Explaining Hydrodynamics- mass transfer interplay in a bubble column column using bubble size distribution

Gas-liquid mass transfer in bubbly flows is strongly coupled with its hydrodynamics, an interdependency relevant for many industrial applications. Shrinking bubbles and/or presence of dissolved contaminants influence both transport processes and their interrelation; this makes understanding the interplay quite challenging. In our experimental work, we study the influence of dissolved electrolytes (up to 1M NaCl) on CO$_{2}$ mass transfer in a homogeneous rectangular bubble column, up to 7\% gas fraction. Bubble size distribution, rise velocity and gas fractions are measured by high-speed imaging and digital image processing, while the liquid CO$_{2}$ concentration by monitoring pH variation. Coalescence inhibition, due to the electrolyte, and dissolving CO$_{2}$ both lead to a bimodal bubble size distribution with a lower mean bubble diameter, when compared to an ideal N$_{2}$-water system.

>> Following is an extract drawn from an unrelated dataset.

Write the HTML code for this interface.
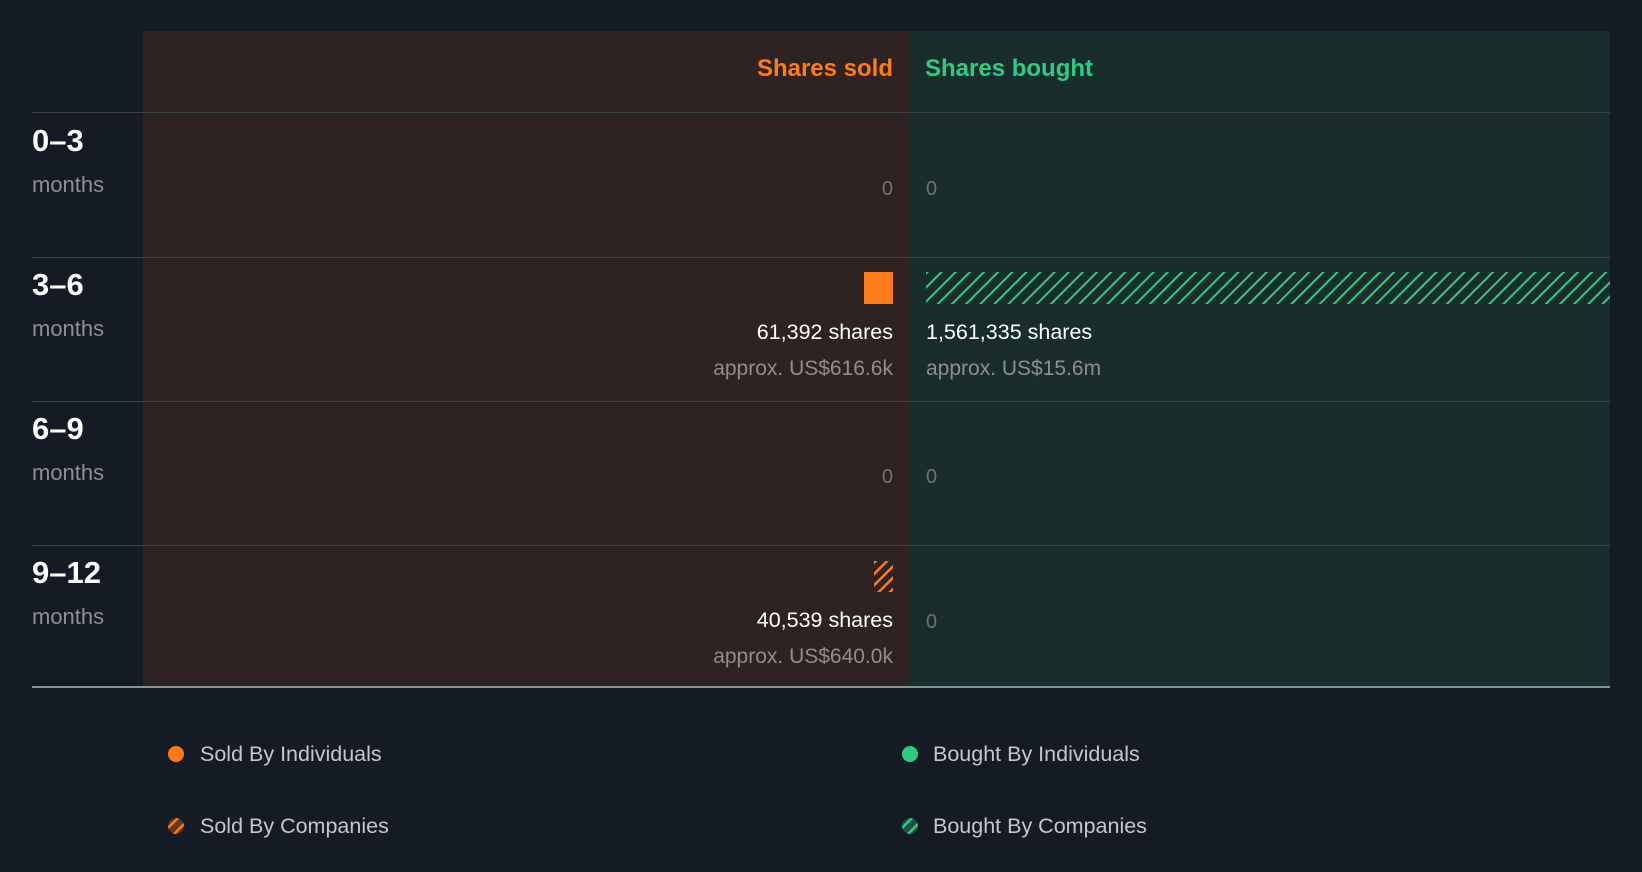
<!DOCTYPE html><html><head><style>
body{margin:0;width:1642px;height:872px;background:#151b24;font-family:"Liberation Sans",sans-serif;position:relative;overflow:hidden}
.a{position:absolute}
.sold{left:143px;width:766px;top:31px;height:656px;background:#2e2322}
.bought{left:909px;width:701px;top:31px;height:656px;background:#182d2c}
.hl{left:32px;width:1578px;height:1px;background:#3d4246}
.lbl{left:32px;color:#fff;font-weight:bold;font-size:31px}
.mo{left:32px;color:#8c9096;font-size:22px}
.r{text-align:right;right:749px}
.l{left:926px}
.z{color:#6f7372;font-size:20px}
.w{color:#fff;font-size:21.5px}
.g{color:#8e8e8e;font-size:21px}
.leg{color:#c4c7cb;font-size:21.5px}
.dot{width:16px;height:16px;border-radius:50%}
</style></head><body>
<div class="a sold"></div><div class="a bought"></div>
<div class="a" style="right:749px;top:55px;color:#ff7b17;font-weight:bold;font-size:24px">Shares sold</div>
<div class="a" style="left:925px;top:55px;color:#2ecc82;font-weight:bold;font-size:24px">Shares bought</div>
<div class="a hl" style="top:112px"></div>
<div class="a hl" style="top:257px"></div>
<div class="a hl" style="top:401px"></div>
<div class="a hl" style="top:545px"></div>
<div class="a hl" style="top:686px;height:2px;background:#8a9197"></div>

<div class="a lbl" style="top:123px">0–3</div><div class="a mo" style="top:172px">months</div>
<div class="a lbl" style="top:267px">3–6</div><div class="a mo" style="top:316px">months</div>
<div class="a lbl" style="top:411px">6–9</div><div class="a mo" style="top:460px">months</div>
<div class="a lbl" style="top:555px">9–12</div><div class="a mo" style="top:604px">months</div>

<div class="a r z" style="top:178px">0</div><div class="a l z" style="top:178px">0</div>
<div class="a r z" style="top:466px">0</div><div class="a l z" style="top:466px">0</div>
<div class="a l z" style="top:611px">0</div>

<div class="a" style="left:864px;top:272px;width:29px;height:32px;background:#ff7b17"></div>
<svg class="a" style="left:926px;top:272px" width="684" height="32"><defs><pattern id="pg" width="10" height="10" patternUnits="userSpaceOnUse" patternTransform="rotate(45)"><rect width="2" height="10" fill="#2ecc82"/></pattern></defs><rect width="684" height="32" fill="url(#pg)"/></svg>
<svg class="a" style="left:874px;top:561px" width="19" height="31"><defs><pattern id="po" width="8" height="8" patternUnits="userSpaceOnUse" patternTransform="rotate(45)"><rect width="2.5" height="8" fill="#ff7b17"/></pattern></defs><rect width="19" height="31" fill="url(#po)"/></svg>

<div class="a r w" style="top:320px">61,392 shares</div>
<div class="a r g" style="top:357px">approx. US$616.6k</div>
<div class="a l w" style="top:320px">1,561,335 shares</div>
<div class="a l g" style="top:357px">approx. US$15.6m</div>
<div class="a r w" style="top:608px">40,539 shares</div>
<div class="a r g" style="top:645px">approx. US$640.0k</div>

<div class="a dot" style="left:168px;top:746px;background:#ff7b17"></div>
<div class="a leg" style="left:200px;top:742px">Sold By Individuals</div>
<div class="a dot" style="left:902px;top:746px;background:#2ecc82"></div>
<div class="a leg" style="left:933px;top:742px">Bought By Individuals</div>
<svg class="a" style="left:168px;top:818px" width="16" height="16"><defs><clipPath id="c"><circle cx="8" cy="8" r="8"/></clipPath></defs><g clip-path="url(#c)"><rect width="16" height="16" fill="#5a3a25"/><path d="M-2 12L12 -2M4 18L18 4" stroke="#ff7b17" stroke-width="2.5"/></g></svg>
<div class="a leg" style="left:200px;top:814px">Sold By Companies</div>
<svg class="a" style="left:902px;top:818px" width="16" height="16"><g clip-path="url(#c)"><rect width="16" height="16" fill="#1f5040"/><path d="M-2 12L12 -2M4 18L18 4" stroke="#2ecc82" stroke-width="2.5"/></g></svg>
<div class="a leg" style="left:933px;top:814px">Bought By Companies</div>
</body></html>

Besides an increment in the interfacial area for the mass transfer, the bimodal distribution leads to bubble plume oscillations and recirculation zones in the column; dynamics of the shrinking bubble plume further influences mixing in the column. Our results strongly indicate that the mass transfer can be explained by the influence of the bubble size distribution on the hydrodynamics.